While a sign has been posted announcing the future build along Stan Schlueter Loop, across the street from a post office, details were scarce on the project.
An employee who answered the phone at the Delicias store on East Veterans Memorial Boulevard in north Killeen said the opening will not be for another year, but no one else would answer questions about it from the Herald.
But when the Herald broke the story last week with a photo of the “Coming Soon” sign, it got a lot of attention online.
It was the Herald’s most-read online story last week, and on the Herald’s Facebook page, received nearly 140 comments and 400 “Likes” and other reactions.
The comments were mixed, yet many were wondering about north Killeen.
“Yet another slap in the face to North, Northwest, and Northeast Killeen,” wrote Jennifer M. Suarez in a comment on the Herald’s Facebook post. “The current Delicias does help people where it is BUT its nowhere enough because everyday staples are still sold at a big mark up (just like O-mart). The money you save on meat just doesn’t offset for most. Its a specialty grocery store. Call it like it is.”

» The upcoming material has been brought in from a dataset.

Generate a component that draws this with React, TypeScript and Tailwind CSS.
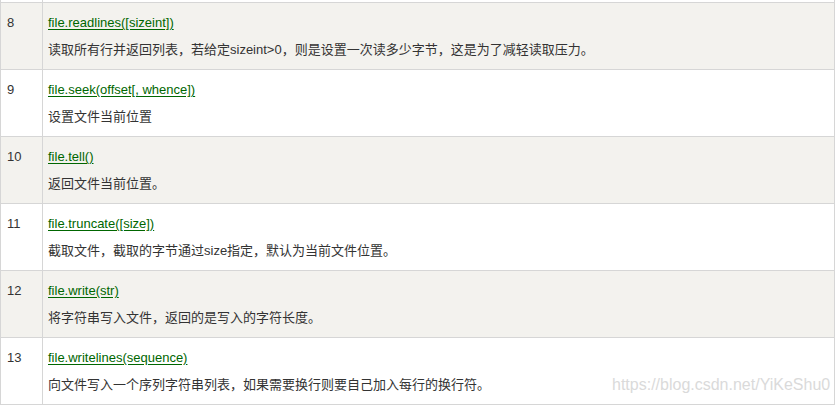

Delicias is one of the smaller grocery stores still in north Killeen — another being O-Mart — but the area has no big supermarkets.
ASAP
Nash-King stressed that it was important to bring a grocery store to north Killeen as soon as possible because people shouldn’t be driving across the city for a gallon of milk.
“And if it takes the city of Killeen investing in it to get a grocery store here, I know the council will move in that direction,” she said. “And it’s all about revitalizing the downtown of Killeen. You’ve got to have a grocery store. It’s one of the necessities.”
She said that was why it was one of her priorities.
“That’s important to me,” Nash-King said. “And that’s part of having a high quality of life.”